We convinced my mother to visit us for a week while in Mexico. She took the two-hour flight down from Austin, and emerged, transported into the ether-world of Mexico, land of chaos and color-sparks.

We coordinated a Friday out do the central park area. We took an Uber – my wife and mom hugging our kids to their laps in the back, I in the front – to the park. We went to the playground first. We tried to get Dylan to go on the see-saw – she wouldn’t and then the idea was to walk to the Anthropology Museum, but best museum I’ve ever been to, that chronicles the crazy, flight-life of indigenous history of Mexico. Meso-American cultures fly, the stone, jungle temples everywhere.

The playground worked and then mapping lost us into the museum of modern art, the emptiness of ideas in form. Mannequin clowns in different poses and outfits — including one in startling rainbow sequins — scattered the brutalist spaces.

We left soon and then started walking to the Anthropology museum. On the way there in a park alcove before the entrance five Mayans in traditional garb climbed a 100-foot pole. The pole represents a tree as the ceremony uses traditionally. One of them sat on the pole’s pinnacle beating a drum as the top rotated with four ropes winding from the top of the poll down with each turn. They wrap the tree in 52 wraps slowly and then dive off the end and it goes down. They hang off like dead as they rotate through week by week of a year. Stationary but moving, floating, bodies and minds resigned to life’s brutalities and beauties. Acceptance, hope, life.

Nearby, a fountain alternatively sputtered and exploded as the pressure alternatively released and built up — the explosions delighted Dylan.

Lunch time and nap time, the kids and Jen left, leaving my mother and I on a Friday early afternoon. We walked to the entrance of the museum and debated visiting it or walking to the restaurant good foodie friends insisted we go to. We entered the musuem, peaked into the waterfalling tree in the center, and then walked into the bowels of the entrance, where a museum-intro film played the most spectacular museum film I’ve seen.

In the underground, small stadium seating theater, the film started. We made the English showing. A mix of video, illustration and more played on the film while a narrator picked up the thread. The lights played an integral role in the experience, with projections of colors and shapes and vibes, one time green and shadowy like a jungle as the narrator spoke of the Yucatan Mayans, another time the crisp light of stars when describing Teotihuacan’s astronomical orientation.

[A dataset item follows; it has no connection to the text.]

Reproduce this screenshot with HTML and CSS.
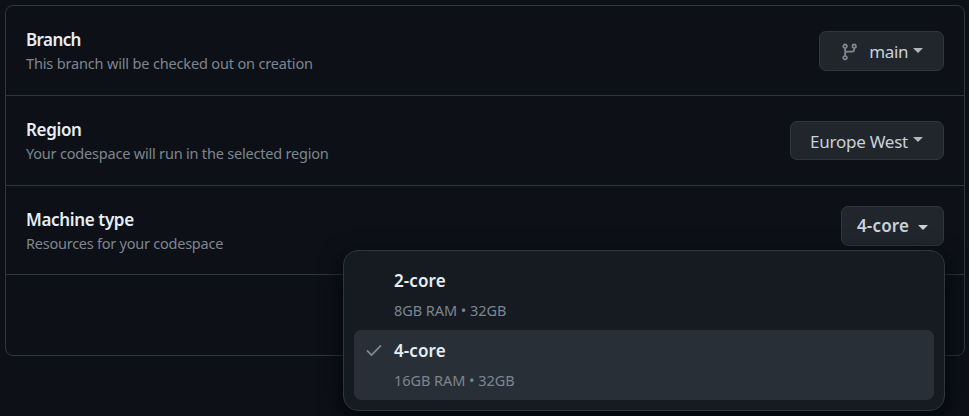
FILE: index.html
```html
<!DOCTYPE html>
<html lang="en">
<head>
<meta charset="utf-8">
<title>Create codespace</title>
<link rel="stylesheet" href="styles.css">
</head>
<body>
<main class="card">
  <section class="row">
    <div><h2 class="title t-branch">Branch</h2><p class="desc">This branch will be checked out on creation</p></div>
    <button class="btn btn-branch"><svg class="branch-icon" viewBox="0 0 16 16" width="20" height="20"><path d="M9.5 3.25a2.25 2.25 0 1 1 3 2.122V6A2.5 2.5 0 0 1 10 8.5H6a1 1 0 0 0-1 1v1.128a2.251 2.251 0 1 1-1.5 0V5.372a2.25 2.25 0 1 1 1.5 0v1.836A2.493 2.493 0 0 1 6 7h4a1 1 0 0 0 1-1v-.628A2.25 2.25 0 0 1 9.5 3.25Zm-6 0a.75.75 0 1 0 1.5 0 .75.75 0 0 0-1.5 0Zm8.25-.75a.75.75 0 1 0 0 1.5.75.75 0 0 0 0-1.5ZM4.25 12a.75.75 0 1 0 0 1.5.75.75 0 0 0 0-1.5Z"/></svg><span class="b-main">main</span><i class="caret"></i></button>
  </section>
  <section class="row">
    <div><h2 class="title t-region">Region</h2><p class="desc d-region">Your codespace will run in the selected region</p></div>
    <button class="btn btn-region"><span class="b-region">Europe West</span><i class="caret"></i></button>
  </section>
  <section class="row row-machine">
    <div><h2 class="title t-machine">Machine type</h2><p class="desc d-machine">Resources for your codespace</p></div>
    <button class="btn btn-machine"><span>4-core</span><i class="caret"></i></button>
    <div class="menu">
      <div class="item"><div class="name">2-core</div><div class="spec">8GB RAM • 32GB</div></div>
      <div class="item selected"><svg class="check" viewBox="0 0 16 16" width="20" height="20"><path d="M13.78 4.22a.75.75 0 0 1 0 1.06l-7.25 7.25a.75.75 0 0 1-1.06 0L2.22 9.28a.751.751 0 0 1 .018-1.042.751.751 0 0 1 1.042-.018L6 10.94l6.72-6.72a.75.75 0 0 1 1.06 0Z"/></svg><div class="name">4-core</div><div class="spec">16GB RAM • 32GB</div></div>
    </div>
  </section>
</main>
</body>
</html>
```
FILE: styles.css
```css
* { box-sizing: border-box; }
body {
  margin: 0;
  padding: 5px 4px 0 5px;
  height: 416px;
  overflow: hidden;
  background: #0d1117;
  color: #e6edf3;
  font-family: "Noto Sans", "Open Sans", sans-serif;
}
.card {
  height: 351px;
  border: 1px solid #30363d;
  border-radius: 8px;
}
.row {
  position: relative;
  display: flex;
  justify-content: space-between;
  align-items: flex-start;
  height: 90px;
  padding: 21px 20px 0;
  border-bottom: 1px solid #30363d;
}
.row-machine { height: 89px; }
.title { margin: 0; font-size: 17px; line-height: 25px; font-weight: 600; letter-spacing: -0.6px; white-space: nowrap; }
.t-region, .t-machine { letter-spacing: -0.35px; }
.desc { margin: 0; font-size: 14.5px; line-height: 23px; color: #7d8590; letter-spacing: -0.16px; white-space: nowrap; }
.d-region { letter-spacing: -0.2px; }
.d-machine { letter-spacing: -0.24px; }
.btn {
  display: flex;
  align-items: center;
  height: 40px;
  margin-top: 4px;
  padding: 0 20px;
  border: 1px solid #30363d;
  border-radius: 7px;
  background: #21262d;
  color: #c9d1d9;
  font: 400 17px/24px "Noto Sans", "Open Sans", sans-serif;
  letter-spacing: -0.4px;
  white-space: nowrap;
}
.btn-branch { width: 125px; }
.btn-region { width: 154px; height: 39px; padding-left: 19px; letter-spacing: -0.25px; }
.btn-machine { width: 103px; margin-top: -1px; padding: 0 14px 0 15px; font-weight: 600; letter-spacing: 0.15px; }
.btn-machine { justify-content: flex-start; }
.b-main, .b-region { position: relative; top: 1px; }
.branch-icon { margin: 2px 10px 0 0; fill: #7d8590; }
.caret {
  margin: -2px 0 0 5px;
  border: 5px solid transparent;
  border-top-color: #b1b6be;
  border-bottom: 0;
}
.btn-machine .caret { margin: 2px 0 0 9px; border-top-color: #c9d1d9; }
.menu {
  position: absolute;
  z-index: 1;
  top: 64px;
  right: 19px;
  width: 602px;
  height: 161px;
  padding: 9px 10px;
  border: 1px solid #30363d;
  border-radius: 15px;
  background: #161b22;
  box-shadow: 0 8px 24px #010409;
}
.item { position: relative; height: 70px; padding: 8px 0 0 40px; border-radius: 7px; }
.selected { background: #292f36; }
.name { font-size: 17px; line-height: 25px; font-weight: 600; letter-spacing: 0.1px; }
.spec { margin-top: 6px; font-size: 14.5px; line-height: 22px; color: #7d8590; letter-spacing: -0.05px; }
.check { position: absolute; left: 10px; top: 10px; fill: #7d8590; }
```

In the spaces on left and right of the screen, four quadrants, two level with our eyes and two below, housed sliding doors. They alternatively opened to display a piece of art or a replicated ruin or other artifact representation, as the lights spotlighted them when open. Behind the panels, the artifacts changed — idea of some giant behind-the-scenes wheel was there. On the ground forestage were two more panels that opened the same, which added a beyond-3-D experience of the interior. The ones on the floor popped up above the stage level. The ample stage about 50 feet from seats to back wall served as a host for light and drama from the film and the potentiality of light.

We went upstairs, debated again the prospect of entering the museum and decided to choose simplicity. Always a better choice, if uneasy. We went to the gift shop and started our walk down the European Paseo de La Reforma to the Angel of Independence — where the debatable bones of Mexico revolutionaries lie couched. The broad bike lanes along the avenue a new addition from the last visit.

A 1.5-mile walk to Roma, where the restaurant lives. Mom’s recently-replaced knee requiring rest every so often.

We finally arrive at a humming restaurant with a wait. We try to get on the list, then my Mom says she thinks we have the wrong one. I don’t see how. But then, we see a hole in the wall next door, check the name and it is it.

We walk up and Jesus, in tattered shorts and shirt, long hair and a chill vibe welcomes us. We say we’re hot and I want beer. He says I’ll give you some pulque from a home-cured batch, which you drink alternatively with a shot of mescal. We sat on a bench, slightly in the sun, awaiting space at one of the four communal tables that spilled into the sidewalk, and sipped the pulque and mescal.